The planned teardown of the nearly dozen buildings in the Essex Court Apartments, which are visible from the interstate and have become known as some of the most troublesome properties on Martin Luther King Jr. Drive, is the latest example of Atlanta’s push to knock down vacant, blighted properties that can become nests of drug use, vagrancy and more serious crimes.

Ripped-out drywall, broken glass, graffiti, uncut grass and liquor bottles litter the block-long site. The apartments, built in 1961 and abandoned for about a decade, stand across the street from Westview Cemetery. City officials fear that the eyesore has deterred potential investors for years.
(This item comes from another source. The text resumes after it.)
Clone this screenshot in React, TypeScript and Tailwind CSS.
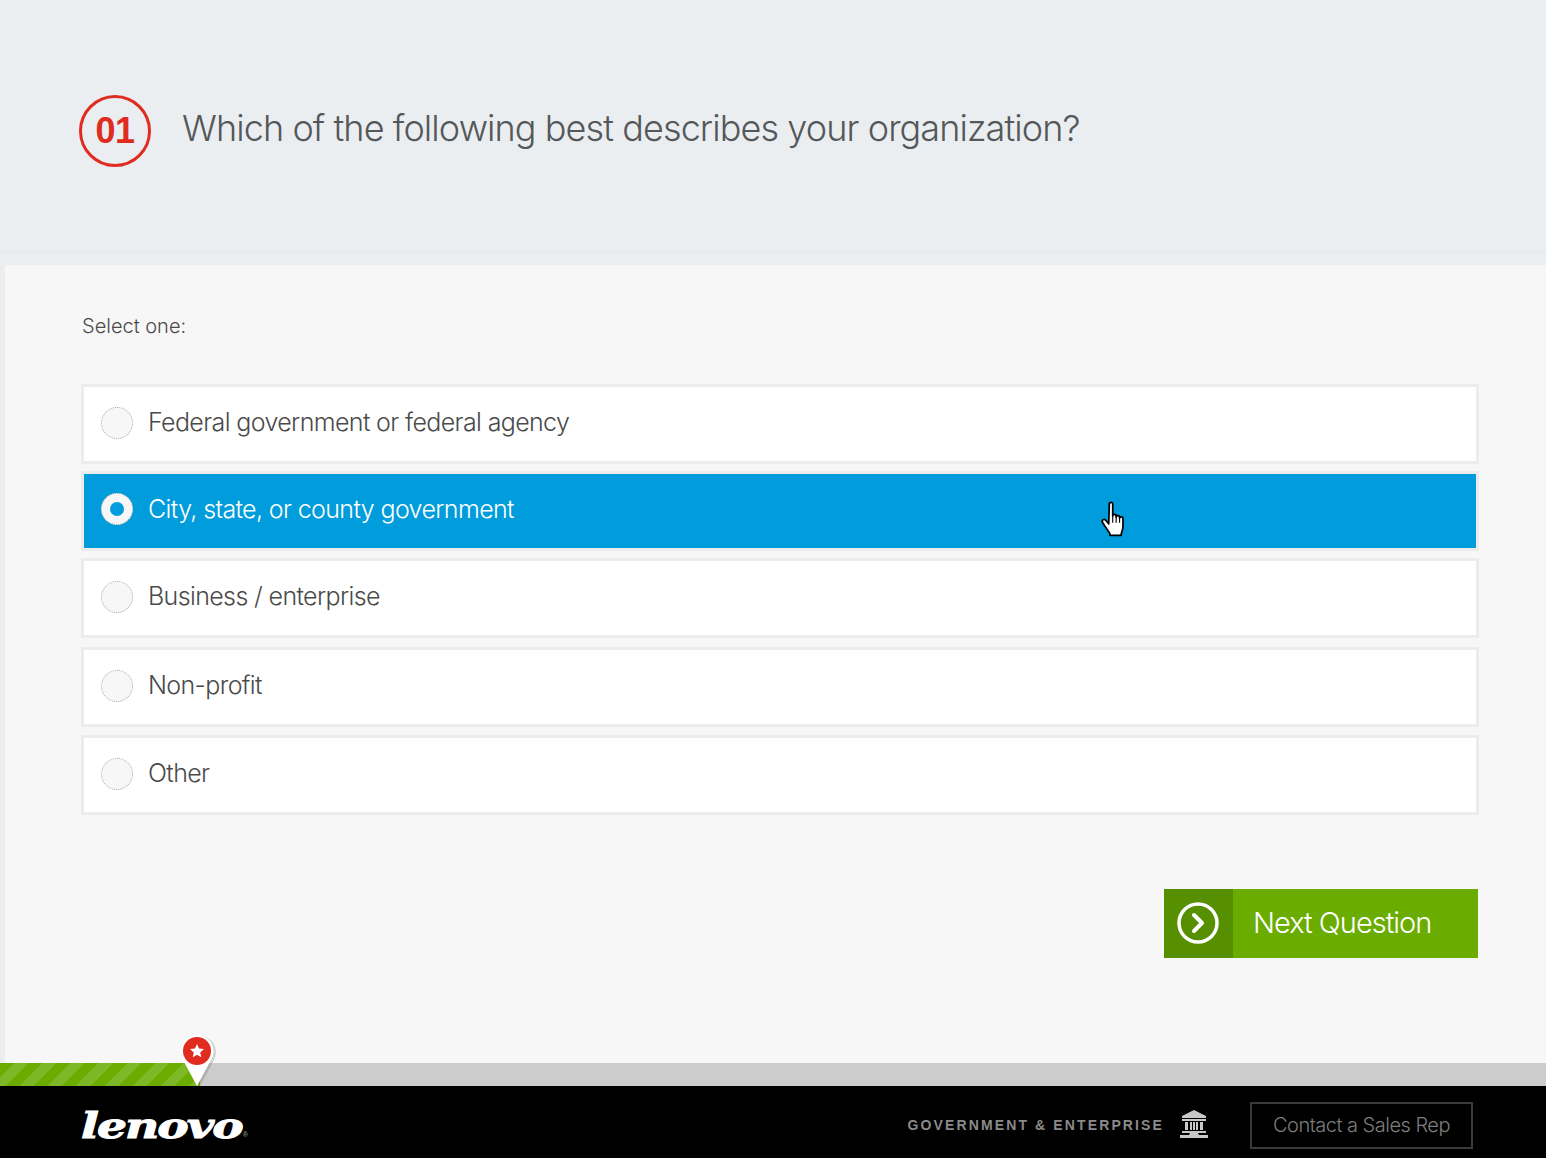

“It was a huge, major problem,” said Steven Lee, who runs a counseling center nearby and serves as president of the Martin Luther King Jr. Drive Merchants Association. “We’re excited to see that first brick knocked out.”

Several people said they had been victimized by theft from people who prowled in the complex. Morehouse College senior Christian Bell said walking past the complex from the nearby MARTA station made him nervous.

“I can feel a little safer when I walk here,” Bell said Thursday as demolition equipment arrived.

Within the past year, Atlanta has demolished the Wishing Well Apartments in southeast Atlanta and an abandoned apartment complex at 2020 Allison Court in southwest Atlanta. In those cases, the city said the owners were not responsive to citations and did not help clean up the properties.

City officials say putting code enforcement under the purview of the Atlanta Police Department has helped give weight to its clean-up efforts. So has a new registry of vacant properties.

“I think you’ll see us moving faster and faster,” said Atlanta mayor Kasim Reed.

In beginning to tear down the Essex Court Apartments on Thursday, the city had the cooperation of local attorney and developer John Mansour, who had acquired the legal title in fits and starts over the last five years.

It was a tangled, tortuous process to get the legal right to demolish the structures. Reed said parts the complex were controlled by 20 different owners with 11 different banks involved.

“A long-time coming,” Mansour said of the demolition.

Thursday’s demolition, which would usually cost the city more than $200,000, is being paid for by Mansour and his team to make way for a new development. Mansour declined to discuss his plans in detail, but said the location could be put to several uses, including residential.

“I don’t know what we will have here. but I’m excited for what we won’t have here anymore,” said City Councilman C.T. Martin.